§ THE TASK: Reproduce exactly the lines from the line with "Reproduce this table" through the line with "import React from 'react';", both included, and no other lines.

--- start TASK DATA ---

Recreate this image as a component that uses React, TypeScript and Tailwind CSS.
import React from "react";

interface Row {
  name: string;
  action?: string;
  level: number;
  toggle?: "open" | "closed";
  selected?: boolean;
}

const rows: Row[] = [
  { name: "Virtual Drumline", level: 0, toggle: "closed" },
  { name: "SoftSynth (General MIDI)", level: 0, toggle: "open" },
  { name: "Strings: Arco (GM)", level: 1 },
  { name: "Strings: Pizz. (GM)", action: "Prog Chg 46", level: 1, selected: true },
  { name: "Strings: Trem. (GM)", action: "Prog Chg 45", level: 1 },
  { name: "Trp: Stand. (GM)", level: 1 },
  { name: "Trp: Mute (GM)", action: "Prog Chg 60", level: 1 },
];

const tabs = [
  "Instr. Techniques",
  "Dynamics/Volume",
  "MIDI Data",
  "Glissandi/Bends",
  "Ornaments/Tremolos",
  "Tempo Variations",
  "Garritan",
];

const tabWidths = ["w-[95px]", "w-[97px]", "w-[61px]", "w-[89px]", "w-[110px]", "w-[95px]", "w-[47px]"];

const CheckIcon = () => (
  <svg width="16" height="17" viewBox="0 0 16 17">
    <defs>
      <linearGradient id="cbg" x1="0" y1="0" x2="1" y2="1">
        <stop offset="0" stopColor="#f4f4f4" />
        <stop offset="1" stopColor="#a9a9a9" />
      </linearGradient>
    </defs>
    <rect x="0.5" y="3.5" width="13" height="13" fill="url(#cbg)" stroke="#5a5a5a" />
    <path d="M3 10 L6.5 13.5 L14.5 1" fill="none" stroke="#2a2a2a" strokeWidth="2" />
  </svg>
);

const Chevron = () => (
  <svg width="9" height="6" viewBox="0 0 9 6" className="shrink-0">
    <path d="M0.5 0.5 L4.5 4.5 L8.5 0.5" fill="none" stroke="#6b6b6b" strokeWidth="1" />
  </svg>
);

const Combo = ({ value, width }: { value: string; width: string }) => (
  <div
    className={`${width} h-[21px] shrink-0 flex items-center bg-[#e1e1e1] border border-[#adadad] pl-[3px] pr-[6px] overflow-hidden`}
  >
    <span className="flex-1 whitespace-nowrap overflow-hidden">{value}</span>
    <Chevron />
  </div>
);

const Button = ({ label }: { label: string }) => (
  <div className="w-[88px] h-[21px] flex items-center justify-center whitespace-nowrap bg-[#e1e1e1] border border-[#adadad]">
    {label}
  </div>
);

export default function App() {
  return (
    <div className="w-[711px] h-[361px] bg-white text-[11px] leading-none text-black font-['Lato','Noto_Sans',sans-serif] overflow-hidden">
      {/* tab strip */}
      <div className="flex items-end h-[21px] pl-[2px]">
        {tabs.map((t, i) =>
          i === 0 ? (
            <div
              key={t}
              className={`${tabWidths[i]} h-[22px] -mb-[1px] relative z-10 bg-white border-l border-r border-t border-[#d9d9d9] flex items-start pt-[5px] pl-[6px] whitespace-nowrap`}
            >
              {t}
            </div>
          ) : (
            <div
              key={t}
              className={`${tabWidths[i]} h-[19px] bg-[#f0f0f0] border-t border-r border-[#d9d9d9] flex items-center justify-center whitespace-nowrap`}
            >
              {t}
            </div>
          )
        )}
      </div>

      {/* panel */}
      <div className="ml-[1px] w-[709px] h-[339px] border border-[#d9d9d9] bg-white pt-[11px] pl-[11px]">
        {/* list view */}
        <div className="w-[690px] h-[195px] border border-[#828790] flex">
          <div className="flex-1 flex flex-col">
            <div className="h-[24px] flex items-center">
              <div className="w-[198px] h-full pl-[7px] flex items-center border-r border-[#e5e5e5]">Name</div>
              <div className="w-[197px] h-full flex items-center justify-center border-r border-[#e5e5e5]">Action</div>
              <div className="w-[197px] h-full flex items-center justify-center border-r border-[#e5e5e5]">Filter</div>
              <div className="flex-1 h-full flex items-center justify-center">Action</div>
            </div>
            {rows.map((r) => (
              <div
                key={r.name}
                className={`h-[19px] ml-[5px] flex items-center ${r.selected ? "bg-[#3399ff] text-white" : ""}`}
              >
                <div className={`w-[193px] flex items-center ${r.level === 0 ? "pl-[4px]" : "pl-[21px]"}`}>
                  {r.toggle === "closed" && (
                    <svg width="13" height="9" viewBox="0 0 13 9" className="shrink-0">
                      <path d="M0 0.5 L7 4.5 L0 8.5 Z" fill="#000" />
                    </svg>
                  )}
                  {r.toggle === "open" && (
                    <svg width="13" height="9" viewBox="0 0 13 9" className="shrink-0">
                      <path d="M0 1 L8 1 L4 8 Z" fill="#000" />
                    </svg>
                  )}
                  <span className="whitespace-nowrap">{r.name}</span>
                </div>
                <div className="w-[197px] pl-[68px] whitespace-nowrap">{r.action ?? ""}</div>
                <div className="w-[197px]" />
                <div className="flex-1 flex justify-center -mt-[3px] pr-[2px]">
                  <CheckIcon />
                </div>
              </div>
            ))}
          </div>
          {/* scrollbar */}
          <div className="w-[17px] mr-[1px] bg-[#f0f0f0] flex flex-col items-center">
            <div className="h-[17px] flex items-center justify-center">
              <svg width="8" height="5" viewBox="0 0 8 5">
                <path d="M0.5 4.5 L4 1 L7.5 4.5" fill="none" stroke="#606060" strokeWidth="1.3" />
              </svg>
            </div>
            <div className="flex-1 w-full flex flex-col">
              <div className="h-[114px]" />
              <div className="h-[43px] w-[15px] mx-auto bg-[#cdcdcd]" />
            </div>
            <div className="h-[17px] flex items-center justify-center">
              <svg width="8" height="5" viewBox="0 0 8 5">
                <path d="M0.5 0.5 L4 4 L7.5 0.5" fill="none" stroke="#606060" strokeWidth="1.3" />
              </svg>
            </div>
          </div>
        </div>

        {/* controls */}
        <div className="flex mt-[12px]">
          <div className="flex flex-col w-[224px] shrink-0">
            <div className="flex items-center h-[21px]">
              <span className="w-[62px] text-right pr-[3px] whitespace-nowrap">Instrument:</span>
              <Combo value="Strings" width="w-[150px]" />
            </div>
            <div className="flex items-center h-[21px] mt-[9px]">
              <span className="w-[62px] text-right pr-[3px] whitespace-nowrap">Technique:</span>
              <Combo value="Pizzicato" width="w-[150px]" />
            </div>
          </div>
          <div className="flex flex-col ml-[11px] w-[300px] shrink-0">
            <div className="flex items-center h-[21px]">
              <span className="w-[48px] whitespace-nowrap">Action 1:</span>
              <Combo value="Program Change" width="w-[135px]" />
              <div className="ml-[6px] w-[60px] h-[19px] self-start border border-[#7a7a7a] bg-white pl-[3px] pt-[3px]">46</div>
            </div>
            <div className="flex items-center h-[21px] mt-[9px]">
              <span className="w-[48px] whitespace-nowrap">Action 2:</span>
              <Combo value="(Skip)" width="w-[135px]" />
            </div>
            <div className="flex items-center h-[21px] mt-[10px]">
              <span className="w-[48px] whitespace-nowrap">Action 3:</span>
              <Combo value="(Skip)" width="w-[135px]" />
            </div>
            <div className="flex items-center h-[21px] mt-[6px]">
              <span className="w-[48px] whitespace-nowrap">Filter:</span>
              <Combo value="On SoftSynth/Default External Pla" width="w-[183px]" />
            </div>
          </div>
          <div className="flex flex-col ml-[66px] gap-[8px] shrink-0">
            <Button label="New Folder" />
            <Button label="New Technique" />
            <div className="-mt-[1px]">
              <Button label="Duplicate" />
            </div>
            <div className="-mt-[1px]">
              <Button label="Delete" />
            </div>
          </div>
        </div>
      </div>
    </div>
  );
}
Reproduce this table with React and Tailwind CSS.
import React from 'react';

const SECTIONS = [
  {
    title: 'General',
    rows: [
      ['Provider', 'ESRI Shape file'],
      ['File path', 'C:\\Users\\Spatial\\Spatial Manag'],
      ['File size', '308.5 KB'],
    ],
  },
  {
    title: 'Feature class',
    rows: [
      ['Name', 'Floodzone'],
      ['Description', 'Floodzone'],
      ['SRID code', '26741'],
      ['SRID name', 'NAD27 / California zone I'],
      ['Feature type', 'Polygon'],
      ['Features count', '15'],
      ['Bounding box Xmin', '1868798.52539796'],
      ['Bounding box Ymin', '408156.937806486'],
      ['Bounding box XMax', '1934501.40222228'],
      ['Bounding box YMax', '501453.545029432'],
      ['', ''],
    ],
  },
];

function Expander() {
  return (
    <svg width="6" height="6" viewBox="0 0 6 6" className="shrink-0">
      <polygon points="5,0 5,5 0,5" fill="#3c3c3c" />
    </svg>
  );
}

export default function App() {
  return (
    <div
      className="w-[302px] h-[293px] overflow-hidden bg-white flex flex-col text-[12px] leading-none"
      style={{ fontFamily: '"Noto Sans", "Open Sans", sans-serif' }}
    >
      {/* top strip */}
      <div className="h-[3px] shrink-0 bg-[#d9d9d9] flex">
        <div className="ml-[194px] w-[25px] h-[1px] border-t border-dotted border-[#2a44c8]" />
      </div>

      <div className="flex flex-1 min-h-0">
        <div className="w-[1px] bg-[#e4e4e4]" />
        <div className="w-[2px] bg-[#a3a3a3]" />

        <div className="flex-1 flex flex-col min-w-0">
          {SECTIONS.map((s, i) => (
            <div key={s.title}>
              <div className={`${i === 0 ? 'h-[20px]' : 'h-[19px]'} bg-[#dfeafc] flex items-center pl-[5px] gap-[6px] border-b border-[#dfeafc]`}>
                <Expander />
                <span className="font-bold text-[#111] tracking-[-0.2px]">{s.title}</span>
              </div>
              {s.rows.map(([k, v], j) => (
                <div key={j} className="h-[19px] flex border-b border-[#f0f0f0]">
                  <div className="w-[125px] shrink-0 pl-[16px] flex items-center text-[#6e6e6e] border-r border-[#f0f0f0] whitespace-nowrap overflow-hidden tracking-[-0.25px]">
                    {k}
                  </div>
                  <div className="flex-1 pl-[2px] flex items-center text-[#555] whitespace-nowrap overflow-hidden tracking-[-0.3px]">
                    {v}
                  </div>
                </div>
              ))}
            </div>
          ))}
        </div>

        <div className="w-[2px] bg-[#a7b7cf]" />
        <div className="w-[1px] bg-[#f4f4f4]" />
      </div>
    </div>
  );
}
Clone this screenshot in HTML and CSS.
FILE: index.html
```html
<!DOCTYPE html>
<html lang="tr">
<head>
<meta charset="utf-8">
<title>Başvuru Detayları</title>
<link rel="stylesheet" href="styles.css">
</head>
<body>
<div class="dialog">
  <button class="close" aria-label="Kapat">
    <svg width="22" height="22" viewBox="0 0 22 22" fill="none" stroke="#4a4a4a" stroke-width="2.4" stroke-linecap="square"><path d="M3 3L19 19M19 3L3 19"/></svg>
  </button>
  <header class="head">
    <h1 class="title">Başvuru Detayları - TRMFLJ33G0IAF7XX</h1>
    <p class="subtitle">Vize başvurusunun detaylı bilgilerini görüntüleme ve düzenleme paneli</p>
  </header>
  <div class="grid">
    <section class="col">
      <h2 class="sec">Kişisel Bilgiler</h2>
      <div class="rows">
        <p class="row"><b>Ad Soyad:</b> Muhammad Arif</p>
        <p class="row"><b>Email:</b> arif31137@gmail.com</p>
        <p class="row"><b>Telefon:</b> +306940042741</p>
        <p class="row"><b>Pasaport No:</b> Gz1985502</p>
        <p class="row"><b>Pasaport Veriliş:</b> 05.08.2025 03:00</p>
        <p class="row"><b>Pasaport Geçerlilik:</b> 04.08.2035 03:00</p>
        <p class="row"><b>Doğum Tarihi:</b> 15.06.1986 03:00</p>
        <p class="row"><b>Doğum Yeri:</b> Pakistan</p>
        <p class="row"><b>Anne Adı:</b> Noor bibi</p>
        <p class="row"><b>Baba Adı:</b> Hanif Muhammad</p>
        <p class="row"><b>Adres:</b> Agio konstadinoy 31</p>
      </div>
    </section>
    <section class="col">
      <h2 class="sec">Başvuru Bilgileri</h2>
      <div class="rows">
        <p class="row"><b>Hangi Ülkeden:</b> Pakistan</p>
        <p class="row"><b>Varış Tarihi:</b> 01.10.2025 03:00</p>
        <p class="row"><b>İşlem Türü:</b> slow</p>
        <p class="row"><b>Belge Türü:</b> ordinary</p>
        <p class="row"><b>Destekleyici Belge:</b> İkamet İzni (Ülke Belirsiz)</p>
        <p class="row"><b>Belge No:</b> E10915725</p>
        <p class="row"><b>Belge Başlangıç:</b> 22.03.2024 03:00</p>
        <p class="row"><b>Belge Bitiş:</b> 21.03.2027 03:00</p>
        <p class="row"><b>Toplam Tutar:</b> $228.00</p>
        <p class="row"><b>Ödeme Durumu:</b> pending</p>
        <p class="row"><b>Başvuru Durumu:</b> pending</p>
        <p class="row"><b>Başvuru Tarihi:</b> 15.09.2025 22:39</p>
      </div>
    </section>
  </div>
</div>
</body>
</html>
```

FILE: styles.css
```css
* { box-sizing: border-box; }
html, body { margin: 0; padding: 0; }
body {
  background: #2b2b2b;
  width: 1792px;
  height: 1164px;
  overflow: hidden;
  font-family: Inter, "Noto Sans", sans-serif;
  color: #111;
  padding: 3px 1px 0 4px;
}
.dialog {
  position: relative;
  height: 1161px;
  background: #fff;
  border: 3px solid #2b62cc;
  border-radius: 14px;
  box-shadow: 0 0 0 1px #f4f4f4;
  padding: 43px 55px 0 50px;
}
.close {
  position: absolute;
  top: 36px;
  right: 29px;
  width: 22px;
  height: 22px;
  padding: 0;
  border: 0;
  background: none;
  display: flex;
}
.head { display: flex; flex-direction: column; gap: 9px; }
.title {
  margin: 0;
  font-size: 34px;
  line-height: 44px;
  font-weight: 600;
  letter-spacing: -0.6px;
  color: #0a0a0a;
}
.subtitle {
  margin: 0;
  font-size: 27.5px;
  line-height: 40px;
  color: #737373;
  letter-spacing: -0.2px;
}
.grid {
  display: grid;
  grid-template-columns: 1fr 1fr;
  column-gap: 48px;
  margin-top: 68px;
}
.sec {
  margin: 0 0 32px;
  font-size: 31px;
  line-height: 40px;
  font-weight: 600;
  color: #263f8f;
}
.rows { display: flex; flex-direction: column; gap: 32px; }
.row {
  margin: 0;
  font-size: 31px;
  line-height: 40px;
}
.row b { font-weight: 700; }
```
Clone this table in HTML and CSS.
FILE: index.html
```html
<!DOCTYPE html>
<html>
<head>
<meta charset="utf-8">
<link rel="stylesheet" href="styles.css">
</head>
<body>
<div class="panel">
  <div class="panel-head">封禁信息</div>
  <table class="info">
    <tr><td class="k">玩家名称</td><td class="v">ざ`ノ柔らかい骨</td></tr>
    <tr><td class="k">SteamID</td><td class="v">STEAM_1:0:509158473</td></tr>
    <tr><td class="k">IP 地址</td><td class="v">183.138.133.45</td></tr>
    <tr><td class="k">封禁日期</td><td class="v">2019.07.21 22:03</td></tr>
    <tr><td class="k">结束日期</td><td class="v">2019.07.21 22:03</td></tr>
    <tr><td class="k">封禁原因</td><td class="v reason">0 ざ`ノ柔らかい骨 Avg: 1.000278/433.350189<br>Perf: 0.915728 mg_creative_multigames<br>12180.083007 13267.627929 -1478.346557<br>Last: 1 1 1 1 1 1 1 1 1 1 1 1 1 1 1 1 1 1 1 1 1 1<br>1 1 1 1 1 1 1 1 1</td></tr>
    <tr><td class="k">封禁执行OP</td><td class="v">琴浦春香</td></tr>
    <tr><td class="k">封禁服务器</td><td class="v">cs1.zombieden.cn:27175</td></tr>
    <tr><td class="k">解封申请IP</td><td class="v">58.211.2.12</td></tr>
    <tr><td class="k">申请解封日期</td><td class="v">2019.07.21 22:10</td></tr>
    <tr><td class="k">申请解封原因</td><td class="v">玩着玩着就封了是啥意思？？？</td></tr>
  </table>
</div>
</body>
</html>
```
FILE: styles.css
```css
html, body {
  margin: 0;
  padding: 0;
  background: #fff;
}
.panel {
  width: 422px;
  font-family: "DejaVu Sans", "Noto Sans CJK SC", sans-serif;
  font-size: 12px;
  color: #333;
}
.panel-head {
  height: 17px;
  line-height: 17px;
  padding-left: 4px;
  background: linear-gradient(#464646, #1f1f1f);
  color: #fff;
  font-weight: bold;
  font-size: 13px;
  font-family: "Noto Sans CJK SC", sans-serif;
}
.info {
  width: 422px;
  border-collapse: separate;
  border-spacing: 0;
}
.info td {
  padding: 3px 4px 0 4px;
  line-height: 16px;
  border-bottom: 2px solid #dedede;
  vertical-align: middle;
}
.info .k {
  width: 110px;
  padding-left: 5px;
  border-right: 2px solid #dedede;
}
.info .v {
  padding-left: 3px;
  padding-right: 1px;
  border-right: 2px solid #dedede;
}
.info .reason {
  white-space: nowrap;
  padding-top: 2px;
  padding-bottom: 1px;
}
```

--- end TASK DATA ---

§ RESPONSE TO THE TASK:
Reproduce this table with React and Tailwind CSS.
import React from 'react';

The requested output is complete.